The patron-client social model within the biblical sphere enjoins a frame for establishing a relationship with the power that protects with unassailable dominion, calling in return for acknowledgement and loyalty. Personal causality likens the patronage to relationships within the social order, gaining favor and channeling benefits.
Exemplifying these biblical qualities, the following studies spell out dimensions of the biblical mythos and concomitant ethos.
Johnny Miles, in “Reading Esther as Heroine: Persian Banquets, Ethnic Cleansing, and Identity Crisis” displays the decadence of Persian banquets while associating such decadence with a murderous intent toward the Jews. Esther, lowly in status as a Jew, with no special skills or power other than her wit, rises to the occasion to save her people from destruction. The story reflects the plight of Diaspora Jews rendered vulnerable in alien lands, saved from disaster by an unlikely hero, reflecting the pattern of resilience.
Esther Miquel's study “The Impatient Jesus and the Fig Tree: Marcan Disguised Discourse against the Temple,” interprets a troubling story about Jesus as a resistance discourse, following James C. Scott's work on resistance. The story of the fruitless fig tree is a negative counterpart of the pervading metaphor of Israel as God's chosen plantation.
Simon J. Joseph, in “Re-describing the Resurrection: Beyond the Methodological Impasse?” engages the issue of the historical and the faith-based rendering of the resurrection accounts, each at an impasse with the other.
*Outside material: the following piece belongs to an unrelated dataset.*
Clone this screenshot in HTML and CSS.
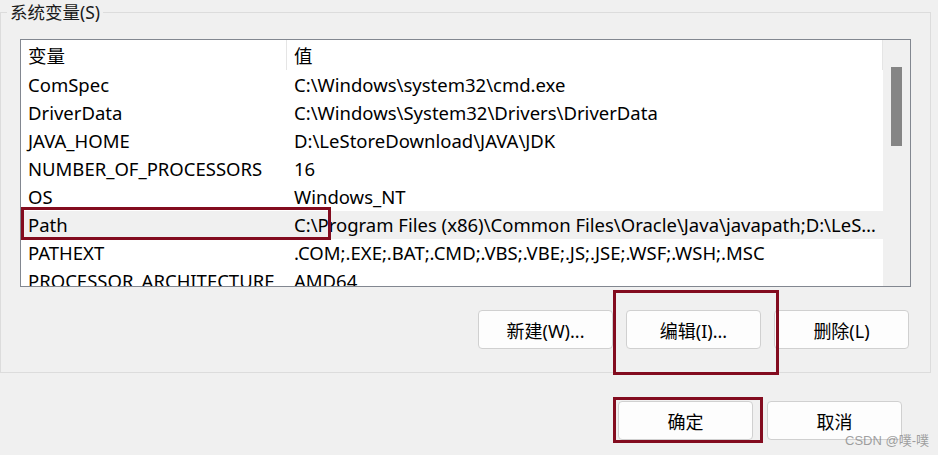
FILE: index.html
```html
<!DOCTYPE html>
<html lang="zh-CN">
<head>
<meta charset="utf-8">
<title>系统变量</title>
<link rel="stylesheet" href="styles.css">
</head>
<body>
<div class="page">
  <div class="group">
    <div class="group-title">系统变量(S)</div>
    <div class="list">
      <div class="list-body">
        <div class="row head">
          <div class="cell name">变量</div>
          <div class="cell value">值</div>
        </div>
        <div class="row"><div class="cell name">ComSpec</div><div class="cell value">C:\Windows\system32\cmd.exe</div></div>
        <div class="row"><div class="cell name">DriverData</div><div class="cell value">C:\Windows\System32\Drivers\DriverData</div></div>
        <div class="row"><div class="cell name">JAVA_HOME</div><div class="cell value">D:\LeStoreDownload\JAVA\JDK</div></div>
        <div class="row"><div class="cell name">NUMBER_OF_PROCESSORS</div><div class="cell value">16</div></div>
        <div class="row"><div class="cell name">OS</div><div class="cell value">Windows_NT</div></div>
        <div class="row selected"><div class="cell name">Path</div><div class="cell value">C:\Program Files (x86)\Common Files\Oracle\Java\javapath;D:\LeStoreDownload\JAVA\JDK\bin</div></div>
        <div class="row"><div class="cell name">PATHEXT</div><div class="cell value">.COM;.EXE;.BAT;.CMD;.VBS;.VBE;.JS;.JSE;.WSF;.WSH;.MSC</div></div>
        <div class="row"><div class="cell name">PROCESSOR_ARCHITECTURE</div><div class="cell value">AMD64</div></div>
      </div>
      <div class="scrollbar"><div class="thumb"></div></div>
      <div class="mark mark-path"></div>
    </div>
    <div class="btn-row">
      <button class="btn">新建(W)...</button>
      <button class="btn">编辑(I)...</button>
      <button class="btn">删除(L)</button>
    </div>
    <div class="mark mark-edit"></div>
  </div>
  <div class="ok-row">
    <button class="btn">确定</button>
    <button class="btn">取消</button>
    <div class="mark mark-ok"></div>
  </div>
  <div class="watermark">CSDN @噗-噗</div>
</div>
</body>
</html>
```

FILE: styles.css
```css
html, body {
  margin: 0;
  padding: 0;
  background: #f0f0f0;
}
body {
  font-family: "Noto Sans", "Noto Sans CJK SC", sans-serif;
  color: #000;
  width: 938px;
  height: 455px;
  overflow: hidden;
}
.page {
  position: relative;
  padding-top: 12px;
  height: 443px;
}
.group {
  position: relative;
  width: 929px;
  height: 359px;
  border: 1px solid #dcdcdc;
  padding: 0;
  box-sizing: content-box;
  display: flex;
  flex-direction: column;
}
.group-title {
  position: absolute;
  left: 6px;
  top: -13px;
  padding: 0 3px;
  background: #f0f0f0;
  font-size: 17.5px;
  line-height: 24px;
  color: #1a1a1a;
}
.list {
  position: relative;
  margin: 26px 0 0 19px;
  width: 889px;
  height: 246px;
  border: 1px solid #828790;
  background: #fff;
  display: flex;
  overflow: hidden;
}
.list-body {
  width: 862px;
  display: flex;
  flex-direction: column;
}
.row {
  display: grid;
  grid-template-columns: 266px 596px;
  height: 28px;
  flex: none;
  font-size: 18.5px;
  line-height: 28px;
}
.row.head {
  height: 31px;
  line-height: 31px;
}
.row.head .cell.name {
  border-right: 1px solid #e5e5e5;
}
.row.head .cell.value {
  border-right: 1px solid #e5e5e5;
}
.row.head .cell {
  height: 30px;
}
.cell {
  padding-left: 7px;
  white-space: nowrap;
  overflow: hidden;
  text-overflow: ellipsis;
  box-sizing: border-box;
}
.cell.value {
  padding-right: 4px;
}
.row.selected {
  background: #f0f0f0;
}
.scrollbar {
  width: 27px;
  background: #f0f0f0;
  position: relative;
  flex: none;
}
.thumb {
  margin: 27px 0 0 8px;
  width: 11px;
  height: 79px;
  background: #858585;
}
.btn-row {
  display: flex;
  justify-content: flex-end;
  gap: 13px;
  margin: 23px 21px 0 0;
}
.btn {
  width: 135px;
  height: 39px;
  background: #fdfdfd;
  border: 1px solid #d0d0d0;
  border-radius: 4px;
  font-family: "Noto Sans", "Noto Sans CJK SC", sans-serif;
  font-size: 18px;
  color: #000;
  padding: 0;
  box-sizing: border-box;
}
.ok-row {
  position: relative;
  display: flex;
  justify-content: flex-end;
  gap: 14px;
  margin: 28px 36px 0 0;
}
.mark {
  position: absolute;
  border: 3px solid #830c1f;
  box-sizing: border-box;
}
.mark-path {
  left: 0px;
  top: 167px;
  width: 310px;
  height: 33px;
}
.mark-edit {
  left: 612px;
  top: 277px;
  width: 166px;
  height: 85px;
}
.mark-ok {
  left: 613px;
  top: -4px;
  width: 150px;
  height: 46px;
}
.watermark {
  position: absolute;
  left: 845px;
  top: 430px;
  font-family: "Liberation Sans", "Noto Sans CJK SC", sans-serif;
  font-size: 13px;
  color: rgba(130, 130, 130, 0.75);
  white-space: nowrap;
}
```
In reviewing the various approaches, Joseph observes that “It is possible to affirm the resurrection of Jesus without affirming” various dogmatic references often associated with it, which make it more mythological and less believable.
Fergus J. King explores the likelihood of a utopian prototype of a “pleasant place,” a mixture of the real and unreal, natural and unnatural. In “Revelation 21:1–22:5. An Early Christian Locus Amoenus?” he demonstrates how the passages in Revelation, like the locus amoenus of Greek and Latin literature, may be used to signify the encounter between the human and the supernatural or divine, further developed by a motif of intimacy and relationship.